Interface Contracts

The cross-cutting contracts behind the CLI and MCP surfaces — transport state, config persistence, capture scope, and how an action is routed.

The CLI (cua-driver call …) and the MCP server (cua-driver serve / mcp) run the same tool code, but they differ in what state survives between calls, where configuration lands, and which parameters a call must carry. This page is the contract map. For the why behind the process shapes, see Process model; for the modality axes, see Capture and dispatch modalities.

CLI versus MCP at a glance#

Dimension	CLI (`call`)	MCP (`serve` / `mcp`)
Lifetime	one process per action	one process, many actions
`element_index` cache	only when proxied to a running daemon	per connection, lives across calls
Identity	anonymous, unless proxied to a daemon	a minted `_session_id` per connection, or an explicit `session`
Where `set_config` lands	the persisted global default on disk	an in-memory, session-scoped override
Agent cursor	none	shown when a `session` is declared

When a daemon is already listening, cua-driver call proxies to it. A freshly built binary's behavior will not appear through the CLI until that daemon restarts, because the call runs in the daemon, not in the new process. Integration tests avoid this by spawning their own MCP server.

Where settings live#

set_config resolves where a setting is written from whether a session is declared.

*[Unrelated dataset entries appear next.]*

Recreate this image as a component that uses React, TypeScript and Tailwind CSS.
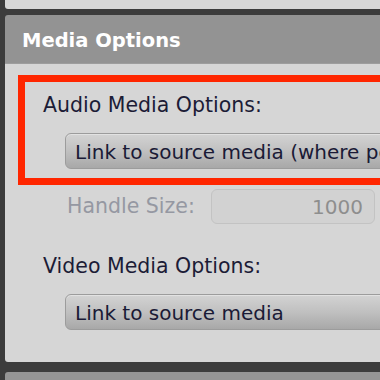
import React from 'react';

const Dropdown = ({ label, className }: { label: string; className?: string }) => (
  <div
    className={`h-[36px] w-[400px] rounded-[6px] border border-[#9c9c9c] bg-gradient-to-b from-[#d3d3d3] via-[#c0c0c0] to-[#a8a8a8] pl-[9px] pt-[2px] flex items-center whitespace-nowrap text-[20px] text-[#1a1a36] shadow-[inset_0_1px_0_#e2e2e2] ${className ?? ''}`}
  >
    {label}
  </div>
);

const App = () => {
  return (
    <div className="w-[380px] h-[380px] overflow-hidden bg-[#3c3c3c] pl-[5px] flex flex-col font-['DejaVu_Sans',sans-serif]">
      {/* previous panel, cut off */}
      <div className="h-[9px] w-[400px] shrink-0 bg-[#d7d7d7] rounded-bl-[3px]" />

      {/* Media Options panel */}
      <div className="mt-[6px] w-[400px] shrink-0 rounded-l-[3px] overflow-hidden">
        <div className="h-[49px] bg-[#939393] border-b border-[#9d9d9d] flex items-center pl-[17px] pt-[3px] text-white font-bold text-[19.5px]">
          Media Options
        </div>

        <div className="h-[298px] bg-[#d6d6d6] pt-[11px] pl-[13px]">
          {/* highlighted audio options */}
          <div className="border-[7px] border-[#ff2600] pt-[11px] pb-[9px] pl-[18px]">
            <div className="text-[20.5px] leading-[24px] text-[#1c1c36] whitespace-nowrap">Audio Media Options:</div>
            <Dropdown label="Link to source media (where possible)" className="mt-[16px] ml-[22px]" />
          </div>

          <div className="mt-[4px] flex items-center">
            <div className="ml-[49px] w-[144px] text-[20.5px] text-[#9598a2] whitespace-nowrap">Handle Size:</div>
            <div className="w-[164px] h-[35px] rounded-[6px] border border-[#c3c3c3] bg-[#d2d2d2] flex items-center justify-end pr-[11px] text-[20px] text-[#8e8e8e]">
              1000
            </div>
          </div>

          <div className="mt-[30px] ml-[25px] text-[20.5px] leading-[24px] text-[#1c1c36] whitespace-nowrap">
            Video Media Options:
          </div>
          <Dropdown label="Link to source media" className="mt-[16px] ml-[47px]" />
        </div>
      </div>

      {/* next panel header */}
      <div className="mt-[10px] w-[400px] flex-1 bg-[#959595] rounded-tl-[3px]" />
    </div>
  );
};

export default App;
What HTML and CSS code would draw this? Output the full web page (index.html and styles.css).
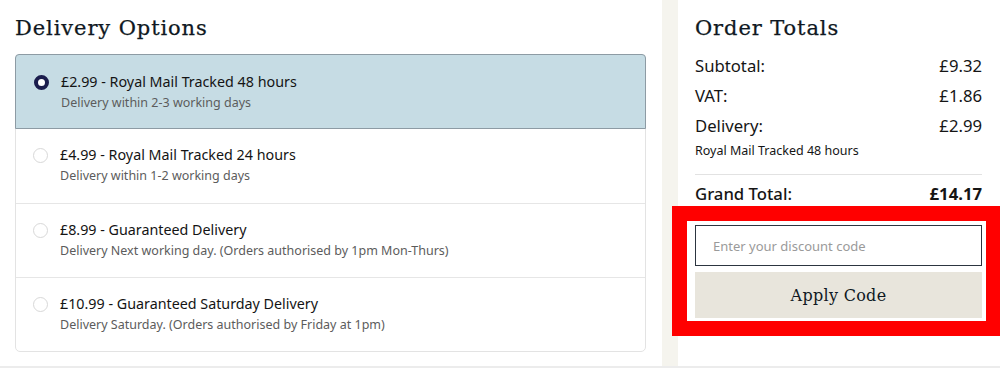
FILE: index.html
```html
<!DOCTYPE html>
<html lang="en">
<head>
<meta charset="utf-8">
<title>Checkout</title>
<link rel="stylesheet" href="styles.css">
</head>
<body>
<div class="page">
  <section class="left">
    <h2 class="heading">Delivery Options</h2>
    <div class="options">
      <label class="option selected">
        <span class="radio"></span>
        <span class="text">
          <span class="title">£2.99 - Royal Mail Tracked 48 hours</span>
          <span class="sub">Delivery within 2-3 working days</span>
        </span>
      </label>
      <label class="option">
        <span class="radio"></span>
        <span class="text">
          <span class="title">£4.99 - Royal Mail Tracked 24 hours</span>
          <span class="sub">Delivery within 1-2 working days</span>
        </span>
      </label>
      <label class="option">
        <span class="radio"></span>
        <span class="text">
          <span class="title">£8.99 - Guaranteed Delivery</span>
          <span class="sub">Delivery Next working day. (Orders authorised by 1pm Mon-Thurs)</span>
        </span>
      </label>
      <label class="option">
        <span class="radio"></span>
        <span class="text">
          <span class="title">£10.99 - Guaranteed Saturday Delivery</span>
          <span class="sub">Delivery Saturday. (Orders authorised by Friday at 1pm)</span>
        </span>
      </label>
    </div>
  </section>
  <div class="strip"></div>
  <section class="right">
    <h2 class="heading">Order Totals</h2>
    <div class="row"><span>Subtotal:</span><span>£9.32</span></div>
    <div class="row"><span>VAT:</span><span>£1.86</span></div>
    <div class="row"><span>Delivery:</span><span>£2.99</span></div>
    <div class="method">Royal Mail Tracked 48 hours</div>
    <div class="divider"></div>
    <div class="row grand"><span class="label">Grand Total:</span><span class="amount">£14.17</span></div>
    <div class="discount">
      <input class="code" type="text" placeholder="Enter your discount code">
      <button class="apply" type="button">Apply Code</button>
    </div>
  </section>
  <div class="highlight"></div>
</div>
</body>
</html>
```

FILE: styles.css
```css
* { box-sizing: border-box; }
html, body { margin: 0; padding: 0; background: #fff; }
body {
  font-family: "Noto Sans", "Open Sans", sans-serif;
  color: #1c1c1c;
}
.page {
  position: relative;
  display: flex;
  width: 1000px;
  height: 368px;
  border-bottom: 2px solid #ececec;
}
.left {
  width: 662px;
  padding: 0 16px 0 15px;
}
.strip {
  width: 16px;
  background: #f5f4ee;
}
.right {
  flex: 1;
  padding: 0 18px 0 17px;
}
.heading {
  margin: 0;
  padding-top: 14px;
  height: 54px;
  font-family: "DejaVu Serif", "Liberation Serif", serif;
  font-weight: normal;
  font-size: 21px;
  line-height: 28px;
  color: #0f1822;
  letter-spacing: 0.9px;
  -webkit-text-stroke: 0.25px #0f1822;
}
.right .heading { height: 51px; }
.options {
  border: 1px solid #e3e3e3;
  border-radius: 5px;
}
.option {
  display: flex;
  align-items: flex-start;
  height: 74px;
  padding: 16px 10px 0 17px;
  border-top: 1px solid #e6e6e6;
}
.option:first-child { border-top: none; }
.option.selected {
  margin: -1px -1px 0 -1px;
  height: 75px;
  padding: 17px 11px 0 18px;
  background: #c6dce4;
  border: 1px solid #8d9ba4;
  border-radius: 4px 4px 0 0;
}
.option.selected + .option { border-top: none; }
.radio {
  flex: none;
  width: 15px;
  height: 15px;
  margin-top: 3px;
  margin-right: 12px;
  border: 1px solid #d8d8d8;
  border-radius: 50%;
  background: #fff;
}
.selected .radio {
  border: 4px solid #1b1d4d;
  background: #fff;
}
.text { display: flex; flex-direction: column; }
.title {
  font-size: 14.3px;
  line-height: 20px;
  color: #141414;
}
.sub {
  margin-top: 2px;
  font-size: 12.5px;
  line-height: 18px;
  color: #5c5c5c;
}
.row {
  display: flex;
  justify-content: space-between;
  height: 30px;
  line-height: 30px;
  font-size: 16.7px;
  color: #151515;
}
.method {
  height: 20px;
  line-height: 20px;
  font-size: 12.5px;
  color: #151515;
}
.divider {
  margin-top: 13px;
  height: 1px;
  background: #e2e2e2;
}
.row.grand { margin-top: 4px; }
.row.grand .label { font-weight: 500; }
.row.grand .amount { font-weight: 700; }
.discount {
  margin-top: 16px;
  display: flex;
  flex-direction: column;
  gap: 6px;
}
.code {
  height: 41px;
  padding: 0 17px;
  border: 1px solid #2c3540;
  font-family: "Noto Sans", "Open Sans", sans-serif;
  font-size: 13px;
  color: #333;
  background: #fff;
  outline: none;
}
.code::placeholder { color: #9a9a9a; }
.apply {
  height: 46px;
  border: none;
  background: #e8e5dc;
  font-family: "DejaVu Serif", "Liberation Serif", serif;
  font-size: 16px;
  letter-spacing: 0.3px;
  color: #0f1822;
  cursor: pointer;
}
.highlight {
  position: absolute;
  left: 672px;
  top: 206px;
  width: 329px;
  height: 130px;
  border: 15px solid #ff0000;
  pointer-events: none;
}
```
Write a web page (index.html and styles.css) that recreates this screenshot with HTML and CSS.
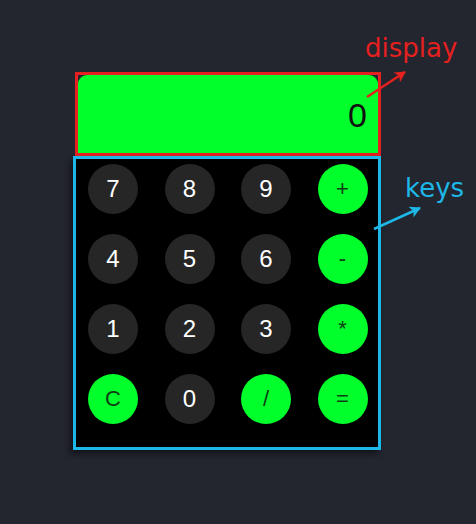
FILE: index.html
```html
<!DOCTYPE html>
<html>
<head>
<meta charset="utf-8">
<link rel="stylesheet" href="styles.css">
</head>
<body>
<main class="stage">
  <div class="calc">
    <div class="display-frame">
      <div class="display">0</div>
    </div>
    <div class="keys">
      <button class="key">7</button>
      <button class="key">8</button>
      <button class="key">9</button>
      <button class="key op">+</button>
      <button class="key">4</button>
      <button class="key">5</button>
      <button class="key">6</button>
      <button class="key op">-</button>
      <button class="key">1</button>
      <button class="key">2</button>
      <button class="key">3</button>
      <button class="key op">*</button>
      <button class="key op">C</button>
      <button class="key">0</button>
      <button class="key op">/</button>
      <button class="key op">=</button>
    </div>
  </div>
  <span class="note note-display">display</span>
  <span class="note note-keys">keys</span>
  <svg class="arrows" width="476" height="524" viewBox="0 0 476 524">
    <defs>
      <marker id="ar" markerWidth="12" markerHeight="12" refX="10" refY="6" orient="auto" markerUnits="userSpaceOnUse">
        <path d="M0,0 L11,6 L0,12 L3,6 Z" fill="#e5211f"/>
      </marker>
      <marker id="ab" markerWidth="12" markerHeight="12" refX="10" refY="6" orient="auto" markerUnits="userSpaceOnUse">
        <path d="M0,0 L11,6 L0,12 L3,6 Z" fill="#1db7e8"/>
      </marker>
    </defs>
    <line x1="367" y1="97" x2="405" y2="72" stroke="#e5211f" stroke-width="2.5" marker-end="url(#ar)"/>
    <line x1="374" y1="229" x2="420" y2="208" stroke="#1db7e8" stroke-width="2.5" marker-end="url(#ab)"/>
  </svg>
</main>
</body>
</html>
```
FILE: styles.css
```css
* { box-sizing: border-box; }
html, body {
  margin: 0;
  padding: 0;
  background: #23252f;
}
.stage {
  position: relative;
  width: 476px;
  height: 524px;
  padding: 72px 0 0 73px;
  font-family: "Liberation Sans", Arial, sans-serif;
}
.calc {
  width: 308px;
  display: flex;
  flex-direction: column;
}
.display-frame {
  margin-left: 2px;
  width: 306px;
  height: 84px;
  border: 3px solid #e5211f;
}
.display {
  height: 78px;
  background: #00ff2b;
  border-radius: 9px 9px 0 0;
  text-align: right;
  padding: 20px 11px 0 0;
  font-size: 34px;
  line-height: 40px;
  color: #111;
}
.keys {
  width: 308px;
  height: 294px;
  border: 3px solid #1db7e8;
  background: #000;
  display: grid;
  grid-template-columns: repeat(4, 50px);
  grid-auto-rows: 50px;
  column-gap: 26.5px;
  row-gap: 20px;
  padding: 5px 11px 0 12px;
  box-shadow: -3px 4px 6px rgba(0, 0, 0, 0.45);
}
.key {
  width: 50px;
  height: 50px;
  border: none;
  border-radius: 50%;
  background: #262626;
  color: #fff;
  font-family: "Liberation Sans", Arial, sans-serif;
  font-size: 24px;
  display: flex;
  align-items: center;
  justify-content: center;
  padding: 0;
}
.key.op {
  background: #00ff2b;
  color: #0f3d14;
  font-size: 22px;
}
.note {
  position: absolute;
  font-family: "DejaVu Sans", sans-serif;
  font-size: 26px;
  line-height: 30px;
}
.note-display {
  left: 365px;
  top: 33px;
  color: #e5211f;
}
.note-keys {
  left: 405px;
  top: 173px;
  color: #1db7e8;
}
.arrows {
  position: absolute;
  left: 0;
  top: 0;
  pointer-events: none;
}
```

The daemon mirrors the public session argument into the reserved _session_id.

Caller	`_session_id`	Effect
`cua-driver config set …`, one-shot `cua-driver call`	absent (anonymous)	writes the global `DriverConfig` and persists to `~/.cua-driver/config.json`
MCP call with a `session`	present	in-memory override for that session only — no disk write, no clobber of the default

Every tool then reads the effective value with this precedence:

effective = call-argument  >  session override  >  global default (disk)

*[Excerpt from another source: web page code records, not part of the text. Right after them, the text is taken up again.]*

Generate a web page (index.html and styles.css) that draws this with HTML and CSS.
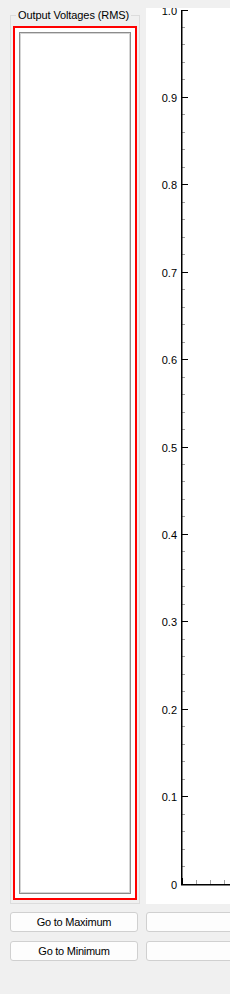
FILE: index.html
```html
<!DOCTYPE html>
<html lang="en">
  <head>
    <meta charset="UTF-8" />
    <meta name="viewport" content="width=device-width, initial-scale=1.0" />
    <title>Output Voltages</title>
    <link rel="stylesheet" href="styles.css">
  </head>
  <body>
    <div class="window">
      <div class="top">
        <fieldset class="group">
          <legend>Output Voltages (RMS)</legend>
          <div class="meter">
            <div class="meter-well"></div>
          </div>
        </fieldset>

        <div class="plot">
          <svg width="84" height="896" viewBox="0 0 84 896">
            <!-- minor ticks -->
            <path class="minor"
              d="M35 19.5h4M35 36.5h4M35 54.5h4M35 71.5h4
                 M35 106.5h4M35 124.5h4M35 141.5h4M35 159.5h4
                 M35 194.5h4M35 211.5h4M35 229.5h4M35 246.5h4
                 M35 281.5h4M35 299.5h4M35 316.5h4M35 334.5h4
                 M35 369.5h4M35 386.5h4M35 404.5h4M35 421.5h4
                 M35 456.5h4M35 473.5h4M35 491.5h4M35 508.5h4
                 M35 543.5h4M35 561.5h4M35 578.5h4M35 596.5h4
                 M35 631.5h4M35 648.5h4M35 666.5h4M35 683.5h4
                 M35 718.5h4M35 736.5h4M35 753.5h4M35 771.5h4
                 M35 806.5h4M35 823.5h4M35 841.5h4M35 858.5h4
                 M50.5 872v4M64.5 872v4M78.5 872v4" />
            <!-- major ticks -->
            <path class="major"
              d="M35 2.5h7M35 89.5h7M35 176.5h7M35 264.5h7M35 351.5h7
                 M35 439.5h7M35 526.5h7M35 613.5h7M35 701.5h7M35 788.5h7
                 M36.5 870v6" />
            <!-- axes -->
            <path class="axis" d="M35.75 2V877M35 876.75H84" />

            <g class="labels">
              <text x="31" y="6.5">1.0</text>
              <text x="31" y="93.5">0.9</text>
              <text x="31" y="180.5">0.8</text>
              <text x="31" y="268.5">0.7</text>
              <text x="31" y="355.5">0.6</text>
              <text x="31" y="443.5">0.5</text>
              <text x="31" y="530.5">0.4</text>
              <text x="31" y="617.5">0.3</text>
              <text x="31" y="705.5">0.2</text>
              <text x="31" y="792.5">0.1</text>
              <text x="31" y="880.5">0</text>
            </g>
          </svg>
        </div>
      </div>

      <div class="actions">
        <button class="btn">Go to Maximum</button>
        <button class="btn"></button>
        <button class="btn">Go to Minimum</button>
        <button class="btn"></button>
      </div>
    </div>
  </body>
</html>
```

FILE: styles.css
```css
body {
  margin: 0;
  background: #f0f0f0;
  font-family: "Liberation Sans", Arial, sans-serif;
  font-size: 11px;
  color: #000000;
  overflow: hidden;
}

.window {
  width: 230px;
  height: 994px;
  padding-left: 10px;
  box-sizing: border-box;
  overflow: hidden;
}

.top {
  display: flex;
  gap: 6px;
  margin-top: 8px;
  height: 896px;
}

.group {
  flex: 0 0 auto;
  width: 130px;
  box-sizing: border-box;
  margin: 0;
  padding: 4px 2px 3px 2px;
  border: 1px solid #dcdcdc;
  display: flex;
  flex-direction: column;
  min-width: 0;
}

.group legend {
  margin-left: 3px;
  padding: 0 2px;
  line-height: 14px;
  font-size: 11px;
  letter-spacing: -0.1px;
  white-space: nowrap;
}

.meter {
  flex: 1;
  border: 2px solid #ff0000;
  background: #ffffff;
  padding: 4px;
  display: flex;
}

.meter-well {
  flex: 1;
  border: 1px solid #8c8c8c;
  box-shadow: inset 1px 1px 0 #d4d4d4, inset -1px -1px 0 #d4d4d4;
}

.plot {
  flex: 1;
  background: #ffffff;
  overflow: hidden;
}

.plot svg {
  display: block;
}

.minor {
  stroke: #a0a0a0;
  stroke-width: 1;
  fill: none;
}

.major {
  stroke: #000000;
  stroke-width: 1;
  fill: none;
}

.axis {
  stroke: #000000;
  stroke-width: 1.5;
  fill: none;
}

.labels text {
  font-family: "Liberation Sans", Arial, sans-serif;
  font-size: 11px;
  fill: #000000;
  text-anchor: end;
}

.actions {
  display: grid;
  grid-template-columns: 128px 120px;
  grid-auto-rows: 20px;
  column-gap: 8px;
  row-gap: 9px;
  margin-top: 8px;
}

.btn {
  margin: 0;
  padding: 0;
  border: 1px solid #d0d0d0;
  border-radius: 3px;
  background: #fdfdfd;
  font-family: "Liberation Sans", Arial, sans-serif;
  font-size: 11px;
  letter-spacing: -0.25px;
  color: #000000;
}
```
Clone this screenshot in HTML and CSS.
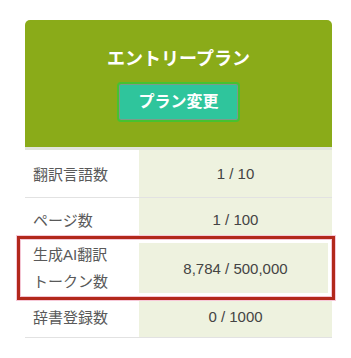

Keys that flow through this: capture_scope, max_image_dimension. (capture_mode is deprecated and ignored — it is still accepted for back-compat but has no effect; get_window_state always returns both the tree and a screenshot.) See the set_config reference for the per-session isolation details.

The capture-scope contract#

capture_scope decides which parameters a call must carry and what coordinate space it speaks.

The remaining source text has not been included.